What can go wrong here? The biggest fail here is lack of maintenance. Not cleaning old residue from countless hours of tape builds up. Tapes shed oxide. Older tapes and low quality tapes tend to shed the most. They leave a rust looking residue on the pinch roller, capstan, and the heads (we'll talk more about those soon). As the residue builds up, it doesn't happen evenly. At first it just affects the sound, making good tapes sound dull. As the residue gets real bad, it can actually cause the machine to eat tapes by forcing the tape out of alignment. Pic 2 shows what a well used but clean roller should look like. Aside from possible physical damage caused by an angered user, these parts are fairly robust. The rollers on some very old machines can harden causing problems. The only fix is to find a donor machine with a similar sized roller and replace it. Maintenance wise cleaning these parts is all that's usually needed and a tiny amount of oil applied with a toothpick where the capstan shaft enters the mechanism. This is to oil that bearing. Clean off excess with a Q-tip.

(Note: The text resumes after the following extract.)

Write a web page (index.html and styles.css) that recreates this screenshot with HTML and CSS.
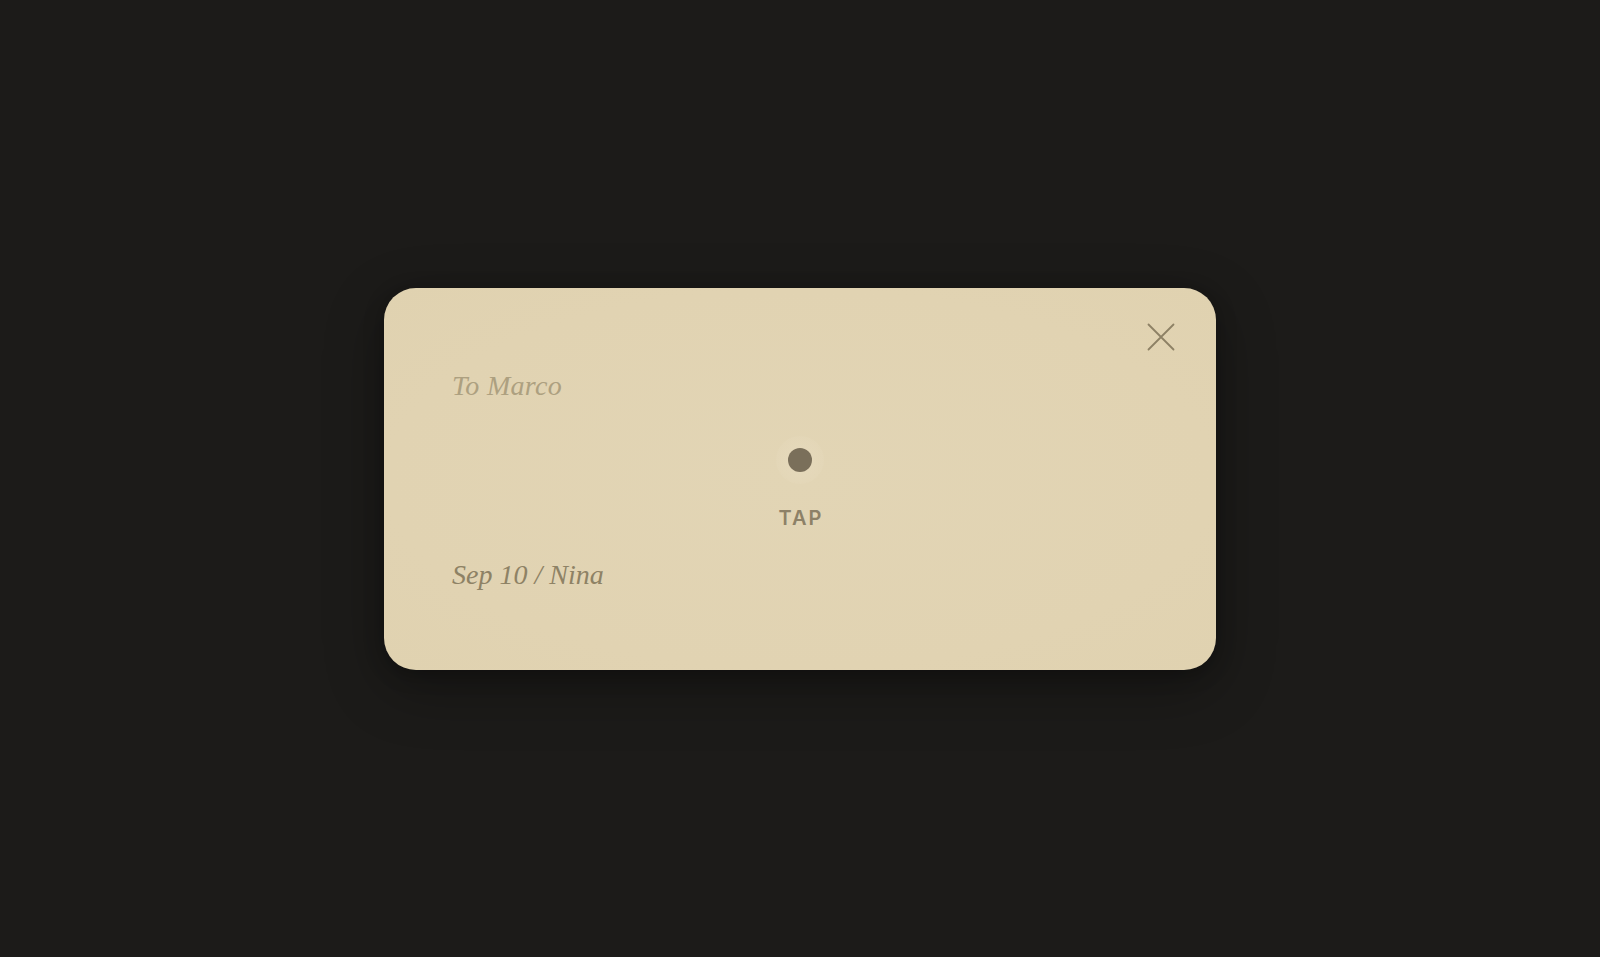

pic 3 is the well of an autoreverse machine. Note it has 2 capstans and 2 rollers. This is because the pinch roller that is engaged is always after the head. When the tape direction changes, the roller on one side disengages and the roller of the other side engages. The capstans on autoreverse machines turn opposite directions. The motor doesn't reverse, the mechanism handles direction change.

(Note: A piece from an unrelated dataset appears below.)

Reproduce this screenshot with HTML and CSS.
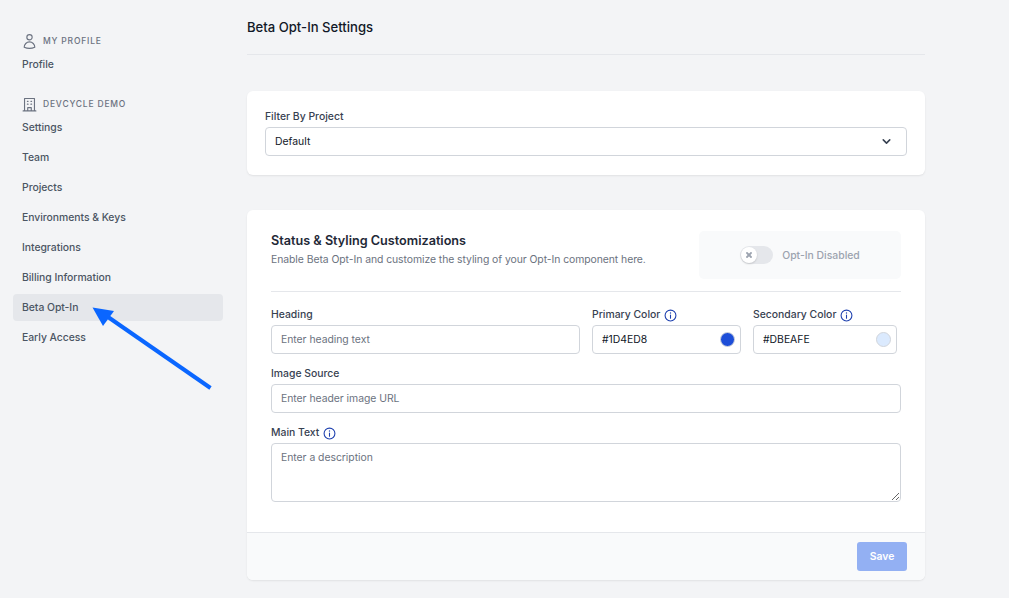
FILE: index.html
```html
<!DOCTYPE html>
<html>
  <head>
    <meta charset="UTF-8" />
    <title>Beta Opt-In Settings</title>
    <link rel="stylesheet" href="styles.css">
  </head>
  <body>
    <div class="page">
      <nav class="sidebar">
        <div class="nav-head">
          <svg class="nav-icon" viewBox="0 0 24 24" fill="none" stroke="#6b7280" stroke-width="1.6" stroke-linecap="round" stroke-linejoin="round"><path d="M15.75 6a3.75 3.75 0 1 1-7.5 0 3.75 3.75 0 0 1 7.5 0Z"/><path d="M4.5 20.1a7.5 7.5 0 0 1 15 0A17.9 17.9 0 0 1 12 21.75c-2.7 0-5.2-.6-7.5-1.65Z"/></svg>
          <span>MY PROFILE</span>
        </div>
        <a class="nav-item">Profile</a>
        <div class="nav-head nav-head-second">
          <svg class="nav-icon" viewBox="0 0 24 24" fill="none" stroke="#6b7280" stroke-width="1.6" stroke-linecap="round" stroke-linejoin="round"><path d="M3 21h18M5 21V3.500h14V21M9.500 21v-4.500h5V21M9 7.500h1M14 7.500h1M9 11.500h1M14 11.500h1"/></svg>
          <span>DEVCYCLE DEMO</span>
        </div>
        <div class="nav-list">
          <a class="nav-item">Settings</a>
          <a class="nav-item">Team</a>
          <a class="nav-item">Projects</a>
          <a class="nav-item">Environments &amp; Keys</a>
          <a class="nav-item">Integrations</a>
          <a class="nav-item">Billing Information</a>
          <a class="nav-item active">Beta Opt-In</a>
          <a class="nav-item">Early Access</a>
        </div>
      </nav>

      <main class="content">
        <h1 class="page-title">Beta Opt-In Settings</h1>

        <section class="card filter-card">
          <label class="field-label">Filter By Project</label>
          <div class="select-wrap">
            <select class="input select">
              <option>Default</option>
            </select>
            <svg class="chevron" viewBox="0 0 20 20" fill="none" stroke="#374151" stroke-width="2.4" stroke-linecap="round" stroke-linejoin="round"><path d="M5 7.500l5 5 5-5"/></svg>
          </div>
        </section>

        <section class="card status-card">
          <div class="card-body">
            <div class="status-head">
              <div>
                <h2 class="card-title">Status &amp; Styling Customizations</h2>
                <p class="card-sub">Enable Beta Opt-In and customize the styling of your Opt-In component here.</p>
              </div>
              <div class="toggle-box">
                <span class="toggle">
                  <span class="knob">
                    <svg viewBox="0 0 10 10" fill="none" stroke="#9ca3af" stroke-width="1.8" stroke-linecap="round"><path d="M3 3l4 4M7 3l-4 4"/></svg>
                  </span>
                </span>
                <span class="toggle-label">Opt-In Disabled</span>
              </div>
            </div>

            <div class="field-row">
              <div class="field">
                <label class="field-label">Heading</label>
                <input class="input" placeholder="Enter heading text">
              </div>
              <div class="field">
                <label class="field-label">Primary Color
                  <svg class="info" viewBox="0 0 24 24" fill="none" stroke="#1e40af" stroke-width="2" stroke-linecap="round"><circle cx="12" cy="12" r="10"/><path d="M12 11v6"/><path d="M12 7.200v.1" stroke-width="2.600"/></svg>
                </label>
                <div class="color-wrap">
                  <input class="input color-input" value="#1D4ED8">
                  <span class="dot dot-primary"></span>
                </div>
              </div>
              <div class="field">
                <label class="field-label">Secondary Color
                  <svg class="info" viewBox="0 0 24 24" fill="none" stroke="#1e40af" stroke-width="2" stroke-linecap="round"><circle cx="12" cy="12" r="10"/><path d="M12 11v6"/><path d="M12 7.200v.1" stroke-width="2.600"/></svg>
                </label>
                <div class="color-wrap">
                  <input class="input color-input" value="#DBEAFE">
                  <span class="dot dot-secondary"></span>
                </div>
              </div>
            </div>

            <div class="field field-block">
              <label class="field-label">Image Source</label>
              <input class="input" placeholder="Enter header image URL">
            </div>

            <div class="field field-block">
              <label class="field-label">Main Text
                <svg class="info" viewBox="0 0 24 24" fill="none" stroke="#1e40af" stroke-width="2" stroke-linecap="round"><circle cx="12" cy="12" r="10"/><path d="M12 11v6"/><path d="M12 7.200v.1" stroke-width="2.600"/></svg>
              </label>
              <textarea class="input textarea" placeholder="Enter a description"></textarea>
            </div>
          </div>

          <div class="card-footer">
            <button class="save-btn">Save</button>
          </div>
        </section>
      </main>
    </div>

    <!-- annotation drawn over the screenshot -->
    <svg class="arrow" viewBox="0 0 1009 598">
      <path d="M210.500 388L108 317" stroke="#0a66ff" stroke-width="4" fill="none"/>
      <path d="M92.500 307.500L114 311L103 326Z" fill="#0a66ff"/>
    </svg>
  </body>
</html>
```

FILE: styles.css
```css
* {
   box-sizing: border-box;
}
html, body {
   margin: 0;
   padding: 0;
}
body {
   font-family: Inter, "Liberation Sans", Arial, sans-serif;
   font-size: 10.4px;
   line-height: 14px;
   color: #374151;
   background-color: #f3f4f6;
   position: relative;
}
.page {
   display: flex;
   width: 1009px;
   height: 598px;
   overflow: hidden;
}

/* sidebar */
.sidebar {
   width: 247px;
   flex: none;
   padding: 34px 24px 0 13px;
}
.nav-head {
   display: flex;
   align-items: center;
   gap: 5px;
   height: 14px;
   margin: 0 0 3px 8px;
   font-size: 8.500px;
   font-weight: 500;
   letter-spacing: 0.8px;
   color: #6b7280;
}
.nav-head-second {
   margin-top: 19px;
}
.nav-icon {
   width: 17px;
   height: 17px;
   flex: none;
}
.nav-list {
   display: flex;
   flex-direction: column;
   gap: 3px;
}
.nav-item {
   display: flex;
   align-items: center;
   height: 27px;
   padding: 0 9px;
   border-radius: 4px;
   font-weight: 500;
   letter-spacing: -0.04px;
   color: #4b5563;
}
.nav-item.active {
   background-color: #e5e7eb;
}

/* main column */
.content {
   width: 678px;
   flex: none;
}
.page-title {
   margin: 0 0 36px;
   height: 55px;
   padding-top: 19px;
   font-size: 13.100px;
   line-height: 17px;
   font-weight: 500;
   color: #111827;
   border-bottom: 1px solid #e5e7eb;
}
.card {
   background-color: white;
   border-radius: 6px;
   box-shadow: 0 1px 2px rgba(0, 0, 0, 0.08);
}
.filter-card {
   height: 84px;
   padding: 19px 18px 0;
   margin-bottom: 35px;
}
.status-card {
   height: 370px;
   display: flex;
   flex-direction: column;
   overflow: hidden;
}
.card-body {
   flex: 1;
   padding: 21px 24px 0;
}
.status-head {
   display: flex;
   justify-content: space-between;
   align-items: flex-start;
   height: 61px;
   border-bottom: 1px solid #e5e7eb;
}
.card-title {
   margin: 0;
   padding-top: 1px;
   font-size: 12.650px;
   line-height: 17px;
   font-weight: 600;
   color: #1f2937;
}
.card-sub {
   margin: 4px 0 0;
   letter-spacing: -0.06px;
   color: #6b7280;
}
.toggle-box {
   display: flex;
   align-items: center;
   justify-content: center;
   gap: 9px;
   width: 202px;
   height: 48px;
   background-color: #f9fafb;
   border-radius: 5px;
}
.toggle {
   display: block;
   width: 33px;
   height: 18px;
   padding: 1px;
   border-radius: 9px;
   background-color: #e5e7eb;
}
.knob {
   display: flex;
   align-items: center;
   justify-content: center;
   width: 16px;
   height: 16px;
   border-radius: 50%;
   background-color: white;
   box-shadow: 0 1px 2px rgba(0, 0, 0, 0.15);
}
.knob svg {
   width: 10px;
   height: 10px;
}
.toggle-label {
   padding-top: 1px;
   font-weight: 500;
   color: #9ca3af;
}

/* form fields */
.field-label {
   display: flex;
   align-items: center;
   gap: 3.500px;
   height: 14px;
   margin-bottom: 3px;
   font-weight: 500;
   color: #374151;
}
.info {
   width: 13px;
   height: 13px;
   flex: none;
}
.field-row {
   display: grid;
   grid-template-columns: 309px 149px 144px;
   gap: 12px;
   margin-top: 16px;
}
.field {
   display: flex;
   flex-direction: column;
}
.field-block {
   margin-top: 13px;
}
.input {
   display: block;
   width: 100%;
   height: 29px;
   margin: 0;
   padding: 0 9px;
   font-family: inherit;
   font-size: 10.400px;
   color: #111827;
   background-color: white;
   border: 1px solid #d1d5db;
   border-radius: 4px;
   outline: none;
}
.input::placeholder {
   color: #6b7280;
   opacity: 1;
   letter-spacing: -0.03px;
}
.select {
   appearance: none;
   -webkit-appearance: none;
}
.select-wrap, .color-wrap {
   position: relative;
}
.chevron {
   position: absolute;
   right: 14px;
   top: 8px;
   width: 13px;
   height: 13px;
}
.dot {
   position: absolute;
   right: 6px;
   top: 7px;
   width: 15px;
   height: 15px;
   border-radius: 50%;
   border: 1px solid #d1d5db;
}
.dot-primary {
   background-color: #1d4ed8;
}
.dot-secondary {
   background-color: #dbeafe;
}
.textarea {
   height: 59px;
   padding: 7px 9px;
   line-height: 14px;
   resize: vertical;
}
.card-footer {
   display: flex;
   justify-content: flex-end;
   align-items: center;
   height: 48px;
   padding: 0 18px;
   background-color: #f9fafb;
   border-top: 1px solid #e5e7eb;
}
.save-btn {
   width: 50px;
   height: 29px;
   padding: 0;
   font-family: inherit;
   font-size: 10.400px;
   font-weight: 600;
   color: white;
   background-color: #93b0f3;
   border: none;
   border-radius: 3px;
}
.arrow {
   position: absolute;
   left: 0;
   top: 0;
   width: 1009px;
   height: 598px;
   pointer-events: none;
}
```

The exception to this rule (isn't there always?). High quality machines may be labeled as being "closed loop". This means it has two capstans and two rollers that both engage simultaneously, turning the same direction, to keep precise tension on the tape as it goes across the heads. No matter, clean them BOTH.

So what do you clean these with? The CORRECT answer is Q-tips or similar, head cleaning liquid on the capstan shaft, and pinch roller cleaner on the roller. What have I been using since the 80's and never had a failure? Q-tips and rubbing alcohol. I can hear the cries of blasphemy as I type... Never had a failure and always been able to produce top notch tapes from my decks. Some folks use 80-90% isopropyl alcohol. I've had zero issues with regular drug store rubbing alcohol on both roller and heads. I own over 100 machines and welcome anyone to come do forensics on them. The concern with rubbing alcohol is it can leave a residue. There's also been concern of drying out the rollers. Ok, once your down cleaning, give everything a once over with a clean dry Q-tip and rock on. I have yet to have issues on everything from Naks, to Sony's.

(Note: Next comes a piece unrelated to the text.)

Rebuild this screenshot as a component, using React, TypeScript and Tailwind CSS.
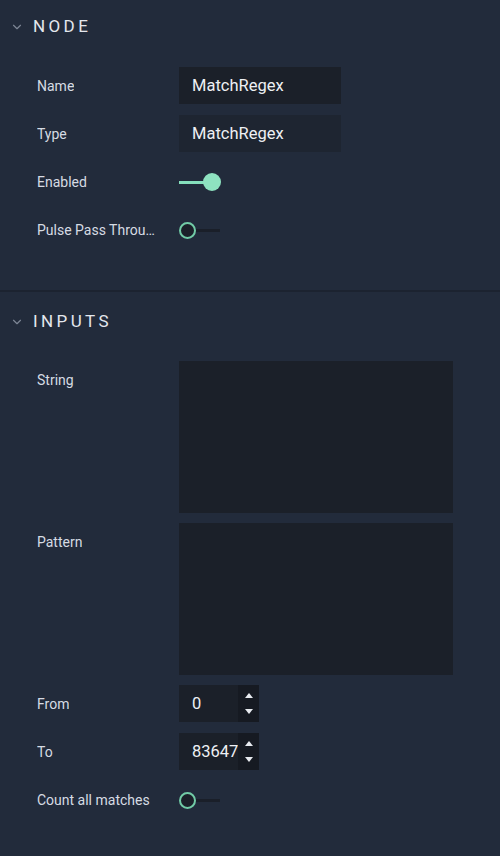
import { ChevronDown } from 'lucide-react';

const font = { fontFamily: 'Roboto, "Noto Sans", sans-serif' };

function Header({ title }: { title: string }) {
  return (
    <div className="flex items-center h-[54px] pl-[10px]">
      <ChevronDown size={14} strokeWidth={2} className="text-[#7d8594]" />
      <span className="ml-[9px] text-[17px] tracking-[0.2em] text-[#e4e7ed]">{title}</span>
    </div>
  );
}

function Row({ label, children }: { label: string; children: React.ReactNode }) {
  return (
    <div className="flex items-start">
      <div className="w-[179px] shrink-0 pl-[37px] pr-[21px] h-[38px] flex items-center">
        <span className="text-[14px] text-[#d6dbe3] truncate">{label}</span>
      </div>
      {children}
    </div>
  );
}

function TextBox({ value, dim }: { value: string; dim?: boolean }) {
  return (
    <div className={`w-[162px] h-[37px] flex items-center pt-[2px] px-[13px] text-[16.5px] text-[#eef0f4] ${dim ? 'bg-[#1e2531]' : 'bg-[#1b2029]'}`}>
      {value}
    </div>
  );
}

function Toggle({ on }: { on: boolean }) {
  if (on) {
    return (
      <div className="h-[38px] flex items-center">
        <div className="w-[26px] h-[3px] bg-[#86dfbd]" />
        <div className="w-[18px] h-[18px] -ml-[2px] rounded-full bg-[#8ee2c0]" />
      </div>
    );
  }
  return (
    <div className="h-[38px] flex items-center">
      <div className="w-[17px] h-[17px] rounded-full border-2 border-[#71cba6] bg-[#1b2029]" />
      <div className="w-[24px] h-[3px] bg-[#1a1f29]" />
    </div>
  );
}

function NumberBox({ value }: { value: string }) {
  return (
    <div className="w-[80px] h-[37px] flex bg-[#1b2029]">
      <div className="flex-1 flex items-center pt-[2px] pl-[13px] text-[16.5px] text-[#eef0f4]">{value}</div>
      <div className="w-[21px] bg-[#161a22] flex flex-col items-center justify-center gap-[11px]">
        <svg width="8" height="5" viewBox="0 0 8 5"><path d="M0 5 L4 0 L8 5 Z" fill="#e8ebf0" /></svg>
        <svg width="8" height="5" viewBox="0 0 8 5"><path d="M0 0 L4 5 L8 0 Z" fill="#e8ebf0" /></svg>
      </div>
    </div>
  );
}

export default function App() {
  return (
    <div className="w-[500px] h-[856px] bg-[#222b3b] overflow-hidden" style={font}>
      {/* NODE */}
      <section className="h-[290px]">
        <Header title="NODE" />
        <div className="mt-[13px] flex flex-col gap-[10px]">
          <Row label="Name"><TextBox value="MatchRegex" /></Row>
          <Row label="Type"><TextBox value="MatchRegex" dim /></Row>
          <Row label="Enabled"><Toggle on /></Row>
          <Row label="Pulse Pass Through"><Toggle on={false} /></Row>
        </div>
      </section>
      <div className="h-[2px] bg-[#1c2330]" />

      {/* INPUTS */}
      <section className="pt-[3px]">
        <Header title="INPUTS" />
        <div className="mt-[12px] flex flex-col gap-[10px]">
          <Row label="String"><div className="w-[274px] h-[152px] bg-[#1b2029]" /></Row>
          <Row label="Pattern"><div className="w-[274px] h-[152px] bg-[#1b2029]" /></Row>
          <Row label="From"><NumberBox value="0" /></Row>
          <Row label="To"><NumberBox value="83647" /></Row>
          <Row label="Count all matches"><Toggle on={false} /></Row>
        </div>
      </section>
    </div>
  );
}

An added little bonus, literally. The last picture is the tape well inside a microcassette deck. Notice the same stuff, placed a little differently. It does the same, it's cleaned the same.

The heads are what erases, records, and reads (plays) the tape. These are the most critical part of any tape player and they cannot be repaired, only replaced on cassette decks. On reel to reel machines they can sometimes be resurfaced (lapped) but not so on cassette decks. Once wore out, they must be replaced or the machine is junk.

Cassette decks can have 1,2,3 or even 4 heads. Lets cover the most common which are the 1 and 2 head machines.

On a 1 head machine, you only have the ability to play tapes. You cannot record. Think Walkman (portable) units, kids players, and boomboxes that have one well for play and one well for play/record. Pic 1 is the tape well in a portable. The head is the silver thing in the middle. It's what reads the tape.

In pics 2-5 you see inside the well of a standard, non auto reverse, 2 head machine. The head in the center is now a play/record head. It does double duty. This is by far the most common setup.

In pic 2 you see a good shot of the layout of a 2 head machine. From left to right, erase head, play/record head, and capstan/pinch roller. The erase head does just as the name implies, it erases the tape and gets it ready to be recorded on. On really cheap machines, they replace that part with a tiny permanent magnet on a swing arm. That setup is bottom of the barrel and only found on very low end machines. You want a machine with a proper erase head.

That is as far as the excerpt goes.